Far To Go deals with a period of history that I was not so familiar with: Czechoslovakia before the war. The characters we are walking hand in hand with through the pages have no idea what is coming:  they’ve never had cause to distrust or suspect their best friends before, they don’t understand why they have to give up their businesses and livelihoods, they don’t see  why they should have to leave their homes and they certainly have never heard of death camps before. This is all to come; this is the future and they are living in ignorance of what awaits them.
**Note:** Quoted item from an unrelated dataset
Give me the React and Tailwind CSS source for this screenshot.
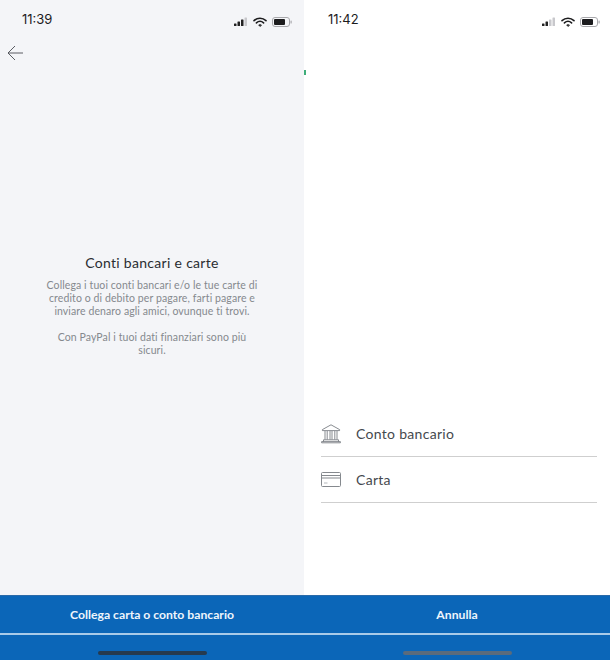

Once Pavel and Anneliese  have relented and moved to Prague (while they still can) they become increasingly aware that they have to send Pepik away on the Kindertransport to a family in the UK to look after him “just for a few weeks or months”.  The scenes on the platform are heartbreaking. The gentleness of the narritive and the lack of melodrama in Far To Go doesn’t mean that these aren’t some of the most emotionally powerful pages I have ever read. I don’t have children and yet to put myself squarely in the book with those parents at that moment just about broke my heart; it’s  almost beyond comprehension. I could see their little faces at the window, alone and not understanding why they were being sent away.

There is no room for flowery prose in this book; it’s sparse and no words are wasted. The empathy I felt for each person in this book, however, was so palpable I could almost taste it – it’s a gifted writer who can make a reader feel as they do here without relying on sensationalism and melodrama. You will question every one of the characters actions; you will ache for them, you will hope for them knowing that there is no hope, you will close the book and know that they were just a few people out of 6 million. Six million!

Verdict: Wow. Just wow. Highly, highly recommended.